The workflow begins with an interactive data-loading step using the charger() function. Depending on the file format (CSV or Excel), the user can specify the separator, encoding, or select the appropriate Excel sheet. If no file path is supplied, a file-selection dialog is opened to allow the user to choose the dataset.

An optional second stage applies XRF noise-reduction methods (EEMD decomposition and IMF extraction), producing cleaned and denoised geochemical signals.

The next step involves transforming the dataset through centered log-ratio (CLR) scaling and the creation of log-transformed elemental ratios, handled by scale_data().

Variable selection is then performed using principal component analysis (PCA). Only variables with loadings above a user-defined threshold are retained, ensuring that the selection focuses on geochemically meaningful contributors via the prop.select function.

Finally, sedicore() executes the full clustering module implemented in xrf_clust(), including K-means and hierarchical clustering, proxy contribution analysis, identification of cluster-driving variables, and optional visualizations (e.g. PCA, Clustering, Virtual Core or Sediment core picture).

The entire process is fully guided: each step prints informative progress messages, invites user interaction when needed, and stores intermediate outputs in the global environment for further visualization or analysis.

Step-by-step workflow:

library(sedimentR)

vignette("introduction", package = "sedimentR")

charger()

scale_data()

prop.select()

xrf_clust()

`charger()`:

The charger() function allows you to import geochemical data from CSV or Excel files,create log-transformed ratios, and optionally clean missing values.

It can be used in both interactive and non-interactive modes.

# --- 1. Interactive mode ---

# If no path is provided, a file selection dialog will open
# You will then be prompted for CSV separator or Excel sheet

charger()

# --- 2. Non-interactive mode: CSV file ---

# Load a CSV file directly, specify separator and encoding

charger(
  path = "data/my_data.csv",
  sep = ",",
  fileEncoding = "UTF-8"
)

# --- 3. Non-interactive mode: Excel file ---

# Load an Excel file, specify sheet

charger(
  path = "data/my_data.xlsx",
  sheet = "Sheet1"
)

1. Integration of `xrf_noise` within `charger()` function:

After loading your data with charger(), you have the option to perform noise reduction on the XRF data immediately after loading. This is done by calling the XRF noise detection & denoising module. The module computes a noise score for each variable, removes the first high-frequency IMFs considered as noise, and produces a cleaned and denoised dataset. This step is fully interactive, allowing you to set thresholds and review which variables are retained.

Ratios creation:

The charger()function also allows the user to create geochemical ratios during the data-import step. This operation is entirely optional and can be skipped at any time. When enabled, the user is free to define any combination of elemental ratios, depending on the analytical objectives or the sedimentological processes they wish to highlight.
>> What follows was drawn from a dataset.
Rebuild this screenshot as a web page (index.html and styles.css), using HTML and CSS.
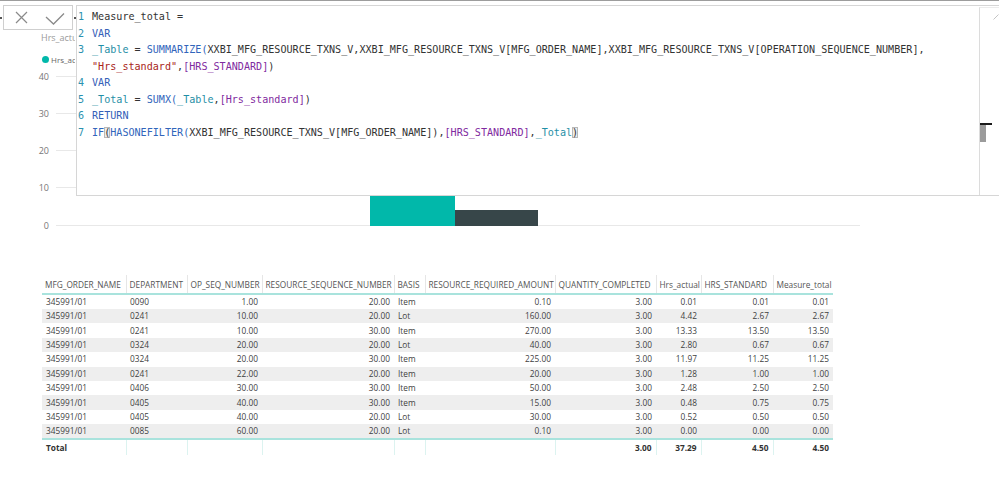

Ratio creation is not restricted to predefined pairs, the user may specify as many ratios as needed, using any elements present in the dataset. This flexibility ensures full control over the geochemical transformations applied to the data and allows the workflow to adapt to a wide range of research contexts, from detrital proxies to redox indicators or biogenic markers.

`scale_data()`:

Once the data are loaded, the next analytical steps involve transforming the variables. Individual elemental variables are processed using a Centered Log-Ratio (CLR) transformation, which is commonly applied to compositional geochemical datasets. In contrast, user-defined elemental ratios are log-transformed, ensuring consistent normalization and allowing them to be directly comparable within the workflow.

If you have previously run charger() (and optionally created ratios), scale_data() will automatically:

1)- detect which columns correspond to single elements

2)- detect which columns correspond to ratios (e.g., log_Fe_Ti, log_Ca_K)

3)- apply the appropriate transformation

4)- return a clean, transformed dataset ready for PCA

This transformed dataset is typically the one you will use for PCA (prop.select()) and clustering (xrf_clust()).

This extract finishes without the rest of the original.